Some inventive and evocative thought has gone into the setting, which is at first very much a no-nonsense street scene, with the 11 performers in scruffy clothes and dusty galabiyehs by a beige wall. Music pounds from the speakers, a pleasant Arab rap with an echoey, urban beat. Initially the game seems to be how many different ways to stack 10 people into a pyramid. They screech with happiness as they pull each stunt off, appealing to us to applaud like buskers wanting baksheesh. It’s very amiable, but you might wonder how they’ll get a 70-minute show out of this.

Then the whole thing suddenly goes literally off the wall, as the corner of the medina breaks up into towers 12 ft high that start to float about, vacuuming up people or dropping them off in the street in enigmatic poses. Activities become less clown-like, more poetic, more mime theatre. Figures seem to fly suddenly up on top of the moving towers, and fall flat backwards off them. Cellulose goods bags scuttle around. A boneless man in green cut-offs seizes the least likely, most nonchalant purchases to do an instant handstand - with one hand around a girl’s neck, another on her knee, for example - handstands designed not for some choreographic symmetry but for unpredictability, destability, to take you off-balance.

choufouchouf

They tumble weightlessly like jumping fleas, they trampoline off a tarpaulin held by their friends, they noisily hawk T-shirts; they line up against a wall, loitering, then subtly fall in a domino effect - catching the action at the end and sending it back again in little judders, making the children in the audience giggle. They chant a chorus vehemently with serious faces, striding around the stage, with outbursts of animal noises, squeals, cuckoos, roars, even farts - silly stuff. Yet when the wall reassembles and pushes the line of them reluctantly to the very front of the stage, and they’re singing at us, what is that urgent chant? Is this a protest song?

The acrobatics are deceptively rough-finished, as if casually erupting from the pavement out of nowhere, but the timing is as fastidious as fine ballet.
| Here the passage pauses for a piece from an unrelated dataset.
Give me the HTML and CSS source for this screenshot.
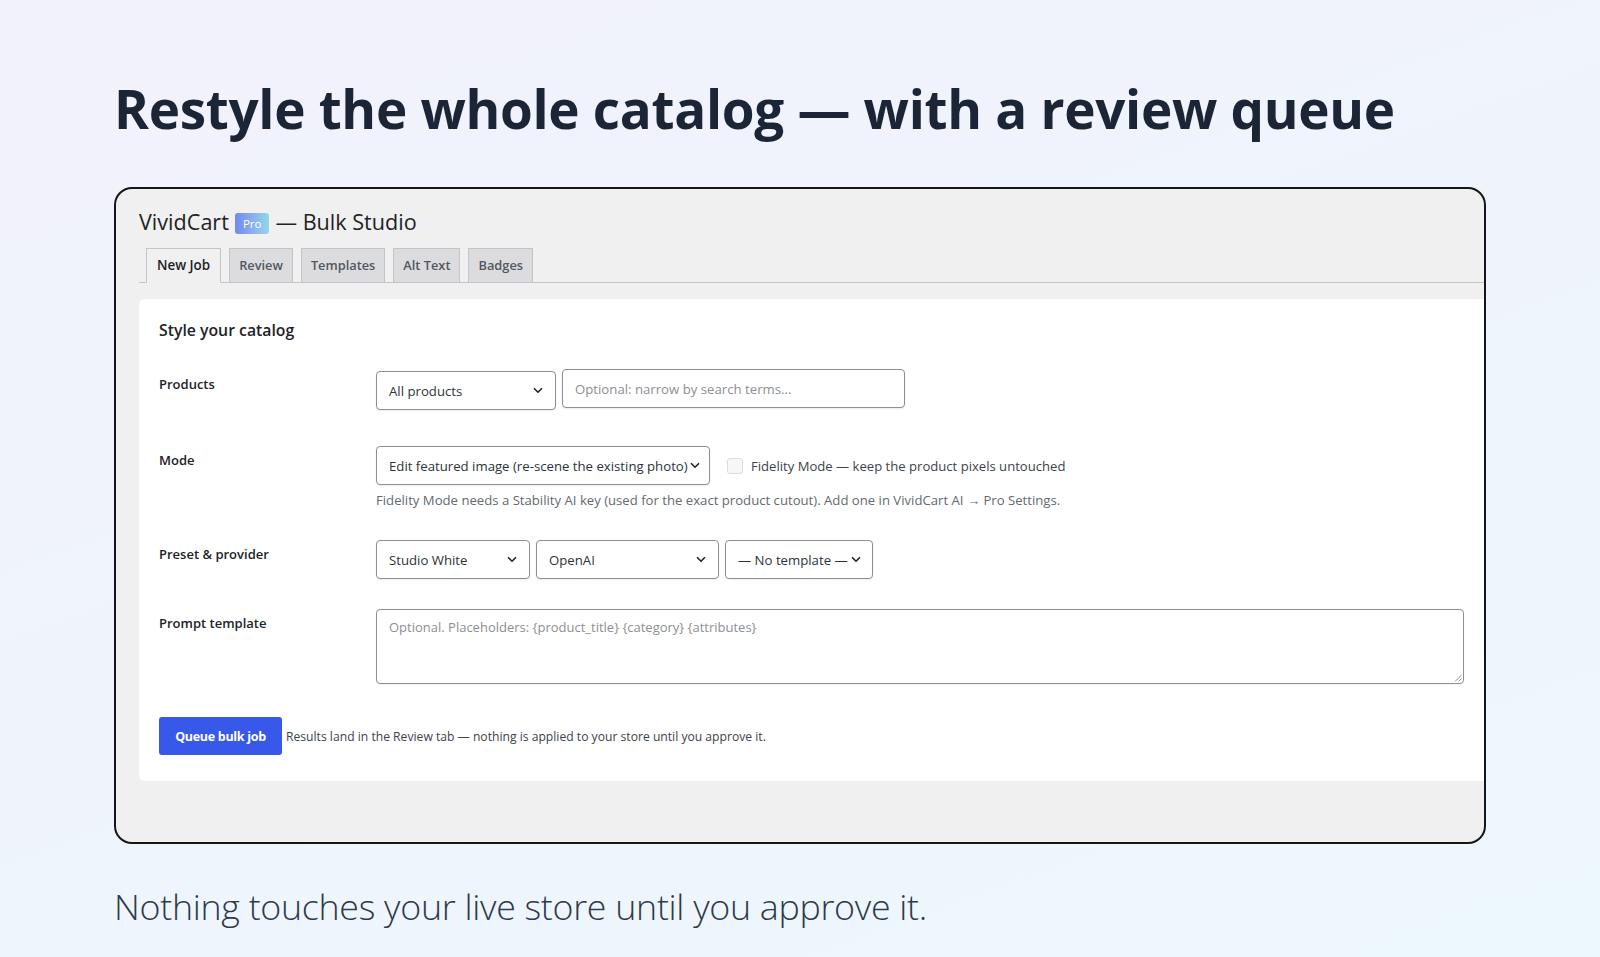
FILE: index.html
```html
<!DOCTYPE html>
<html lang="en">
<head>
<meta charset="utf-8">
<title>VividCart — Bulk Studio</title>
<link rel="stylesheet" href="styles.css">
</head>
<body>
<main class="page">
  <h1 class="hero-title">Restyle the whole catalog — with a review queue</h1>

  <section class="window">
    <h2 class="app-title">VividCart <span class="pro-badge">Pro</span> — Bulk Studio</h2>

    <nav class="tabs">
      <span class="tab tab-active">New Job</span>
      <span class="tab">Review</span>
      <span class="tab">Templates</span>
      <span class="tab">Alt Text</span>
      <span class="tab">Badges</span>
    </nav>

    <div class="panel">
      <h3 class="panel-title">Style your catalog</h3>

      <div class="row row-products">
        <div class="label">Products</div>
        <div class="controls">
          <div class="select select-products">
            <span class="select-text">All products</span>
            <svg class="chev" width="10" height="7" viewBox="0 0 10 7"><path d="M1 1.2 5 5.2 9 1.2" fill="none" stroke="#1d2327" stroke-width="1.6"/></svg>
          </div>
          <div class="input input-search">Optional: narrow by search terms...</div>
        </div>
      </div>

      <div class="row row-mode">
        <div class="label">Mode</div>
        <div class="controls-col">
          <div class="controls">
            <div class="select select-mode">
              <span class="select-text">Edit featured image (re-scene the existing photo)</span>
              <svg class="chev" width="10" height="7" viewBox="0 0 10 7"><path d="M1 1.2 5 5.2 9 1.2" fill="none" stroke="#1d2327" stroke-width="1.6"/></svg>
            </div>
            <label class="check">
              <span class="checkbox"></span>
              <span class="check-text">Fidelity Mode — keep the product pixels untouched</span>
            </label>
          </div>
          <p class="hint">Fidelity Mode needs a Stability AI key (used for the exact product cutout). Add one in VividCart AI → Pro Settings.</p>
        </div>
      </div>

      <div class="row row-preset">
        <div class="label">Preset &amp; provider</div>
        <div class="controls">
          <div class="select select-preset">
            <span class="select-text">Studio White</span>
            <svg class="chev" width="10" height="7" viewBox="0 0 10 7"><path d="M1 1.2 5 5.2 9 1.2" fill="none" stroke="#1d2327" stroke-width="1.6"/></svg>
          </div>
          <div class="select select-provider">
            <span class="select-text">OpenAI</span>
            <svg class="chev" width="10" height="7" viewBox="0 0 10 7"><path d="M1 1.2 5 5.2 9 1.2" fill="none" stroke="#1d2327" stroke-width="1.6"/></svg>
          </div>
          <div class="select select-template">
            <span class="select-text">— No template —</span>
            <svg class="chev" width="10" height="7" viewBox="0 0 10 7"><path d="M1 1.2 5 5.2 9 1.2" fill="none" stroke="#1d2327" stroke-width="1.6"/></svg>
          </div>
        </div>
      </div>

      <div class="row row-prompt">
        <div class="label">Prompt template</div>
        <div class="textarea">
          <span class="placeholder">Optional. Placeholders: {product_title} {category} {attributes}</span>
          <svg class="grip" width="8" height="8" viewBox="0 0 8 8"><path d="M7.5 1 1 7.5M7.5 4.5 4.5 7.5" fill="none" stroke="#8c8f94" stroke-width="1"/></svg>
        </div>
      </div>

      <div class="actions">
        <button class="btn-primary" type="button">Queue bulk job</button>
        <span class="actions-note">Results land in the Review tab — nothing is applied to your store until you approve it.</span>
      </div>
    </div>
  </section>

  <p class="tagline">Nothing touches your live store until you approve it.</p>
</main>
</body>
</html>
```

FILE: styles.css
```css
html, body {
  margin: 0;
  padding: 0;
}

body {
  width: 1600px;
  height: 957px;
  overflow: hidden;
  background: linear-gradient(160deg, #f2f2fc 0%, #eff4fc 50%, #edf8fd 100%);
  font-family: "Open Sans", "Noto Sans", "Liberation Sans", sans-serif;
  color: #1d2327;
}

.page {
  padding: 73px 0 0 114px;
}

.hero-title {
  margin: 0;
  font-size: 53px;
  line-height: 72px;
  font-weight: 700;
  letter-spacing: -0.3px;
  color: #1c2536;
}

.window {
  margin-top: 42px;
  width: 1372px;
  height: 657px;
  box-sizing: border-box;
  border: 2px solid #161616;
  border-radius: 18px;
  background: #f0f0f1;
  overflow: hidden;
  padding: 18px 0 0 23px;
}

.app-title {
  margin: 0;
  font-size: 21.6px;
  line-height: 29px;
  font-weight: 400;
  color: #1d2327;
  display: flex;
  align-items: center;
  gap: 6px;
}

.pro-badge {
  display: inline-block;
  font-size: 11.5px;
  line-height: 21px;
  padding: 0 8px;
  border-radius: 3px;
  color: #fff;
  background: linear-gradient(90deg, #7088ee 0%, #8cb2ec 55%, #92d8e6 100%);
  margin: 4px 0 0 0;
}

.tabs {
  margin-top: 12px;
  display: flex;
  gap: 8px;
  padding-left: 7px;
  border-bottom: 1px solid #c3c4c7;
}

.tab {
  display: block;
  height: 33px;
  line-height: 33px;
  padding: 0 9px;
  font-size: 12.8px;
  font-weight: 600;
  color: #50575e;
  background: #dcdcde;
  border: 1px solid #c3c4c7;
  border-bottom: none;
}

.tab-active {
  background: #f0f0f1;
  color: #1d2327;
  border-bottom: 1px solid #f0f0f1;
  margin-bottom: -1px;
  font-size: 13.4px;
  padding: 0 10px;
}

.panel {
  margin-top: 16px;
  margin-right: -12px;
  height: 482px;
  box-sizing: border-box;
  background: #fff;
  border-radius: 6px 0 0 6px;
  padding: 20px 20px 0 20px;
}

.panel-title {
  margin: 0 0 28px 0;
  font-size: 15.8px;
  line-height: 22px;
  font-weight: 600;
  color: #1d2327;
}

.row {
  display: flex;
  align-items: flex-start;
}

.label {
  width: 217px;
  flex: none;
  font-size: 13px;
  line-height: 18px;
  font-weight: 600;
  color: #1d2327;
  padding-top: 5px;
}

.row-products .label { padding-top: 6px; }

.row-mode { margin-top: 36px; }
.row-preset { margin-top: 31px; }
.row-prompt { margin-top: 30px; }

.controls {
  display: flex;
  align-items: flex-start;
  gap: 6px;
}

.controls-col {
  display: flex;
  flex-direction: column;
}

.select, .input {
  box-sizing: border-box;
  height: 39px;
  border: 1px solid #8c8f94;
  border-radius: 4px;
  background: #fff;
  display: flex;
  align-items: center;
  font-size: 13.2px;
  color: #2c3338;
  box-shadow: 0 1px 2px rgba(0, 0, 0, 0.08);
  white-space: nowrap;
}

.select {
  justify-content: space-between;
  padding: 0 12px 0 12px;
  gap: 2px;
}

.chev { flex: none; }

.select-products { width: 180px; margin-top: 2px; }
.input-search { width: 343px; padding-left: 12px; color: #8c8f94; }

.select-mode { width: 334px; padding-right: 11px; }
.select-preset { width: 154px; }
.select-provider { width: 183px; }
.select-template { width: 148px; padding-right: 11px; }

.check {
  display: flex;
  align-items: center;
  height: 39px;
  margin-left: 11px;
  gap: 8px;
}

.checkbox {
  display: block;
  width: 14px;
  height: 14px;
  border: 1px solid #dcdcde;
  border-radius: 3px;
  background: #f6f7f7;
}

.check-text {
  font-size: 13.1px;
  color: #3c434a;
}

.hint {
  margin: 6px 0 0 0;
  font-size: 13.15px;
  line-height: 18px;
  color: #646970;
}

.textarea {
  position: relative;
  box-sizing: border-box;
  width: 1088px;
  height: 75px;
  border: 1px solid #8c8f94;
  border-radius: 4px;
  background: #fff;
  padding: 5px 12px;
  box-shadow: 0 1px 2px rgba(0, 0, 0, 0.06);
}

.placeholder {
  font-size: 13px;
  line-height: 18px;
  color: #8c8f94;
}

.grip {
  position: absolute;
  right: 1px;
  bottom: 1px;
}

.actions {
  margin-top: 33px;
  display: flex;
  align-items: center;
  gap: 4px;
}

.btn-primary {
  box-sizing: border-box;
  width: 123px;
  height: 38px;
  border: none;
  border-radius: 3px;
  background: #3858e9;
  color: #fff;
  font-family: inherit;
  font-size: 12.5px;
  font-weight: 700;
  letter-spacing: -0.3px;
  padding: 0;
}

.actions-note {
  font-size: 12.15px;
  color: #3c434a;
}

.tagline {
  margin: 40px 0 0 0;
  font-size: 35.8px;
  line-height: 44px;
  font-weight: 300;
  color: #2f3a4c;
  letter-spacing: -0.3px;
}
```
And this is a more dynamic use of the wall motif than either of the much-lauded sets by Anthony Gormley for the Tibetan monks’ Sutra and Sidi Larbi Cherkaoui’s Babel (words) - this wall really has been imagined and constructed into a mysterious and potently dramatic container and engine for the human activities, not as a chic accesssory.

Multiple cheers to the Moroccan performers, several of whom belong to the eminent acrobatics Hammich dynasty (seven generations of them), and a lot of whom took their first tumbles on Tangier’s main beach, where this daring athletic tradition is honed. But the credit for turning their astounding skills to such stylish theatrical effect goes to the Swiss theatre directors Dimitri de Perrot and Martin Zimmermann, and their design and sound team. This is one acrobatic show that punches well above its weight in ingenuity and theatrical aplomb. "Chouf ouchouf" means "look, and look again" - and I'd very happily ouchouf this show again.